### Task
Omit every picture, and retype the lines that run from the beginning of the data below through the line containing "string; path?: string;", inclusive.

## START

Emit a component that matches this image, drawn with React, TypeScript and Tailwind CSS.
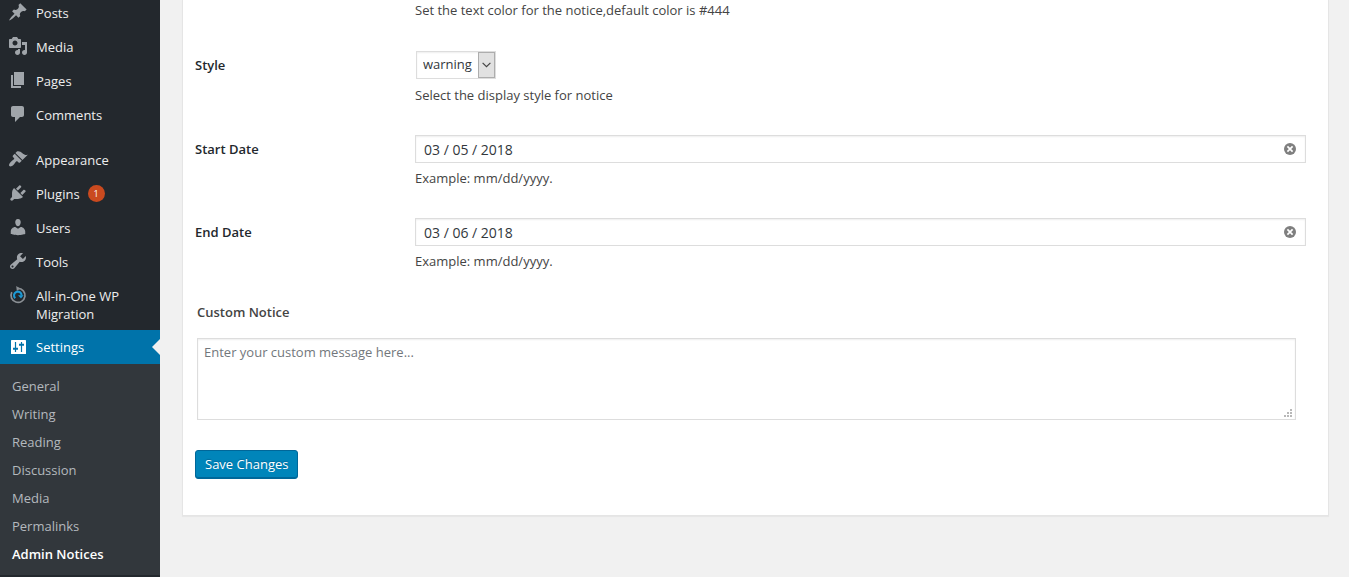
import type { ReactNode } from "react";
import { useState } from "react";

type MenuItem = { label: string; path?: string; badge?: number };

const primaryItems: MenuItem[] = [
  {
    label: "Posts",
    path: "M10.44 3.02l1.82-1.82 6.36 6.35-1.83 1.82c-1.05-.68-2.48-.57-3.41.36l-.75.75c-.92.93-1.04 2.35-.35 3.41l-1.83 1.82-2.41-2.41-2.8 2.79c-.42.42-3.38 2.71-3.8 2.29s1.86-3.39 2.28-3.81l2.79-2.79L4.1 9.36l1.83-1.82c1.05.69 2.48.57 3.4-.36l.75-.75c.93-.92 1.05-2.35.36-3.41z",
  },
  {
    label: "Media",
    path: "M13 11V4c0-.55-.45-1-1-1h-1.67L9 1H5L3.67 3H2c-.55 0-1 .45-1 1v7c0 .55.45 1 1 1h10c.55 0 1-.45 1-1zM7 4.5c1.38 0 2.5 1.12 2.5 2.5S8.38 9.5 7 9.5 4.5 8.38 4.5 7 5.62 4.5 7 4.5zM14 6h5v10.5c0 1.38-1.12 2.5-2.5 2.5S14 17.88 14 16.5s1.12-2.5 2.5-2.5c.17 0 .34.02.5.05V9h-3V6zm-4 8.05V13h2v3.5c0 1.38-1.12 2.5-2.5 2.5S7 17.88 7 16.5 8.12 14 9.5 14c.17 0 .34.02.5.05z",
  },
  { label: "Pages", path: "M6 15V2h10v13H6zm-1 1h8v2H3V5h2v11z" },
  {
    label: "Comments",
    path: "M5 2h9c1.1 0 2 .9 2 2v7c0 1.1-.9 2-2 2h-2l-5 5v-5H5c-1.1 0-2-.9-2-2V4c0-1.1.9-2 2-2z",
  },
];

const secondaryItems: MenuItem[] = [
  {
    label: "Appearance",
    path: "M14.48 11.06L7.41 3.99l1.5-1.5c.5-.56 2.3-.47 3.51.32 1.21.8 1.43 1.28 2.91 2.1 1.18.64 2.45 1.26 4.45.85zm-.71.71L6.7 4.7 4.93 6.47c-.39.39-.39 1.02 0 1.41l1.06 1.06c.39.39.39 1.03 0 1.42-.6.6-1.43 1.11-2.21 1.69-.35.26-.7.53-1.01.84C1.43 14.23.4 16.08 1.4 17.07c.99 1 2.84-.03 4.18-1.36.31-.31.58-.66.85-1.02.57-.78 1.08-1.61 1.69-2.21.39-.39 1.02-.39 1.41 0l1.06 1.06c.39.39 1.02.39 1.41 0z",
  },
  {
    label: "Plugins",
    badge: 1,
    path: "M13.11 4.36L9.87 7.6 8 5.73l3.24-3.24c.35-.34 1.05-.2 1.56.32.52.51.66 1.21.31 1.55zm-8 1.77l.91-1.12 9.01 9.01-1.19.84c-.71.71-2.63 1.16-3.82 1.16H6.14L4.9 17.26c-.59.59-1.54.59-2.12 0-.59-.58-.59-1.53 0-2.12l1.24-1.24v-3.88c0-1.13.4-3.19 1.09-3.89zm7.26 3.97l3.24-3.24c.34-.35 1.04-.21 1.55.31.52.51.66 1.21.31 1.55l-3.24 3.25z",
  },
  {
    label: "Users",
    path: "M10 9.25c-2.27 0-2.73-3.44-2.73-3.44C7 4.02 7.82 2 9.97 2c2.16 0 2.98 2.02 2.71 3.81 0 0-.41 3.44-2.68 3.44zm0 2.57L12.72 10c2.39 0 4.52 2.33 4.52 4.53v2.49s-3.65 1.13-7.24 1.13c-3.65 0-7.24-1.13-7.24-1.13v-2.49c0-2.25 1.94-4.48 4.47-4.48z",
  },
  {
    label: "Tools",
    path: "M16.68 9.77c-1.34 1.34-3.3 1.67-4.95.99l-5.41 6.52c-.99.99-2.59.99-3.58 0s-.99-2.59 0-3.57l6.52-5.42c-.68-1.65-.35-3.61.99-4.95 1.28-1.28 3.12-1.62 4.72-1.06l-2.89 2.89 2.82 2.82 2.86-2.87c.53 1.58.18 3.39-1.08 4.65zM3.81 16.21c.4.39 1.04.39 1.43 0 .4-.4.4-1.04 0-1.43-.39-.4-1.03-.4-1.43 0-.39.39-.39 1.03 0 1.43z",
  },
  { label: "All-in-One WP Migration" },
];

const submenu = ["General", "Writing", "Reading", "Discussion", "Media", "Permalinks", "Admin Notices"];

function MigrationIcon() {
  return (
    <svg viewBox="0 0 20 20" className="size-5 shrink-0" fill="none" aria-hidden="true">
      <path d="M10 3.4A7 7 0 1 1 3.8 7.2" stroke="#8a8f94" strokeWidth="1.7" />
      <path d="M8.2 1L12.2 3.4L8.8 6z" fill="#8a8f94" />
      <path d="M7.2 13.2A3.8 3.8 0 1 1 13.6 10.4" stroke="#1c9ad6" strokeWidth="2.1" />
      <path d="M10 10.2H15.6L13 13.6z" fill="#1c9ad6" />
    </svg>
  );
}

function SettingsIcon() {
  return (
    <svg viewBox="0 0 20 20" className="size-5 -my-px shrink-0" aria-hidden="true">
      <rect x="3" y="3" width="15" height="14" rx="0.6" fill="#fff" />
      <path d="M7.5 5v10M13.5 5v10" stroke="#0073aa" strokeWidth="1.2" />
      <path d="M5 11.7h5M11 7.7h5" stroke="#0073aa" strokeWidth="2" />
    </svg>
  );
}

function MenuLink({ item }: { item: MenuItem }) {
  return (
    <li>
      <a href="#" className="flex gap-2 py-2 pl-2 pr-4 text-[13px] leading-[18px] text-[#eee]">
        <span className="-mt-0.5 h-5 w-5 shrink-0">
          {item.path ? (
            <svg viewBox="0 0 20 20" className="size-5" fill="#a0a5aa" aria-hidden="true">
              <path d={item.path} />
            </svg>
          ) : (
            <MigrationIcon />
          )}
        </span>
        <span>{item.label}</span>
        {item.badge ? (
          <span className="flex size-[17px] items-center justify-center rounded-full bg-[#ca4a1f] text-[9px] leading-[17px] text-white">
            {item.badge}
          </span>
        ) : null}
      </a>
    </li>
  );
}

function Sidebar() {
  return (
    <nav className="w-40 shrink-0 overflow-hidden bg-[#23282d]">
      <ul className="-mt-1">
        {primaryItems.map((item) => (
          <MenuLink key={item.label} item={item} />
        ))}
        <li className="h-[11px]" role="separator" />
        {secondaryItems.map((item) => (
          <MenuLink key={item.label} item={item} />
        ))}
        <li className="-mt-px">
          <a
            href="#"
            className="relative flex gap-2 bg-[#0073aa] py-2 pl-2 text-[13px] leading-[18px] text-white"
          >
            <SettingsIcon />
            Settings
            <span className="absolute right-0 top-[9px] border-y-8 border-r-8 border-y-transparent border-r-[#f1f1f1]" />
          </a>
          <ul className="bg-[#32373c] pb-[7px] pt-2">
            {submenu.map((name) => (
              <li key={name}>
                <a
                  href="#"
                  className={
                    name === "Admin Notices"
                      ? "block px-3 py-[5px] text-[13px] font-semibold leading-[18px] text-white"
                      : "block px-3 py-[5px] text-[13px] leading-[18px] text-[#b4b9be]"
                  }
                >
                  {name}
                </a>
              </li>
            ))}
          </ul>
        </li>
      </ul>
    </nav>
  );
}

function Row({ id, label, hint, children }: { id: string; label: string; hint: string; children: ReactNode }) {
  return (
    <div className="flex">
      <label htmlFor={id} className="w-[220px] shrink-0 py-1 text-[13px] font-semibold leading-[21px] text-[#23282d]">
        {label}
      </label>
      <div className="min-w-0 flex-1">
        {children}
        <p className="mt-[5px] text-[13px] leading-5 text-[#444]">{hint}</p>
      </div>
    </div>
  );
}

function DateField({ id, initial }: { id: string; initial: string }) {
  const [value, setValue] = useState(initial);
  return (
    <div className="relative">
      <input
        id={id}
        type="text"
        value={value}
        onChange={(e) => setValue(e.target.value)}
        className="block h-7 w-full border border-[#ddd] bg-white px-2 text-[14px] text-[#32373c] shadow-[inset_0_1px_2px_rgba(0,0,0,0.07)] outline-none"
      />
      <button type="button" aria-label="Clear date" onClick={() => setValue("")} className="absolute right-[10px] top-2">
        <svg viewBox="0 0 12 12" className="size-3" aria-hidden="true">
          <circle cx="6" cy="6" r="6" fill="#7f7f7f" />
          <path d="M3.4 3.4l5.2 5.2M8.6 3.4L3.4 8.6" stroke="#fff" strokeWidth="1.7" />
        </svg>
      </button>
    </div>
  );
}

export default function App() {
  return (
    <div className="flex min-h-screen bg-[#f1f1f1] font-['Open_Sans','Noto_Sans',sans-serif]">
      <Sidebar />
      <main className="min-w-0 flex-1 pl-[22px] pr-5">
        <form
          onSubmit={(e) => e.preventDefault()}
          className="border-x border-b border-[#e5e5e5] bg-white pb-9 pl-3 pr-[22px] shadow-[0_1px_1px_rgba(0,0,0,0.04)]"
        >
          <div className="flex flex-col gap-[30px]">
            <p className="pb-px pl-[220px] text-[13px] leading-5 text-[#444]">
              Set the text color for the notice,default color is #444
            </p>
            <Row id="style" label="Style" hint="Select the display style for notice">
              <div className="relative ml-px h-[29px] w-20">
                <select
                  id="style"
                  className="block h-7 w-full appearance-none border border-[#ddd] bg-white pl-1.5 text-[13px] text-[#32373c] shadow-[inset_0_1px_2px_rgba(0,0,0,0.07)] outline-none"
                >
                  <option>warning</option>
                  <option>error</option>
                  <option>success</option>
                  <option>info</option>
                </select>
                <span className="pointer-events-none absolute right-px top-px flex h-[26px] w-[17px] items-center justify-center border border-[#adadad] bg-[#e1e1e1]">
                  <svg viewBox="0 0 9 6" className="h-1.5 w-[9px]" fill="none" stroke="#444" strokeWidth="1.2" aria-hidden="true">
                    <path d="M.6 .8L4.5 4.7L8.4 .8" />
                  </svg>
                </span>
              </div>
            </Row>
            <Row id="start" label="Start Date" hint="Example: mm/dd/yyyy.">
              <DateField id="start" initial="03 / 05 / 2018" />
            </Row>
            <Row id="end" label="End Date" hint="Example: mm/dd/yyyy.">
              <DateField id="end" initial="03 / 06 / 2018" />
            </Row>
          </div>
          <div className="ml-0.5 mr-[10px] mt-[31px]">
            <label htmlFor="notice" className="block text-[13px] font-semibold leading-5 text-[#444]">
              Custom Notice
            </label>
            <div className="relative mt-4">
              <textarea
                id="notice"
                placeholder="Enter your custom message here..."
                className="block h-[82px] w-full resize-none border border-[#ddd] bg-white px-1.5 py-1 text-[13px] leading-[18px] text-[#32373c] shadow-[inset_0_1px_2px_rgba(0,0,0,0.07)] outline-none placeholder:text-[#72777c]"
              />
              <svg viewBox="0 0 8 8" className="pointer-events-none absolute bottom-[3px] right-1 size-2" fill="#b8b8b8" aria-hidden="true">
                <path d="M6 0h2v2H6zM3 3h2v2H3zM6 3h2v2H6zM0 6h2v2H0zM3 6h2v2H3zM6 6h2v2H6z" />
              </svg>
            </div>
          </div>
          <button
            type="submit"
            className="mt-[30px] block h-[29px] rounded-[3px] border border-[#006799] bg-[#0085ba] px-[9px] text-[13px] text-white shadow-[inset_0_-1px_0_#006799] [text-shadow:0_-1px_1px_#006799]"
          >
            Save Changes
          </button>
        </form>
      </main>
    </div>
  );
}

## END

### Solved problem
Emit a component that matches this image, drawn with React, TypeScript and Tailwind CSS.
import type { ReactNode } from "react";
import { useState } from "react";

type MenuItem = { label: string; path?: string; badge?: number };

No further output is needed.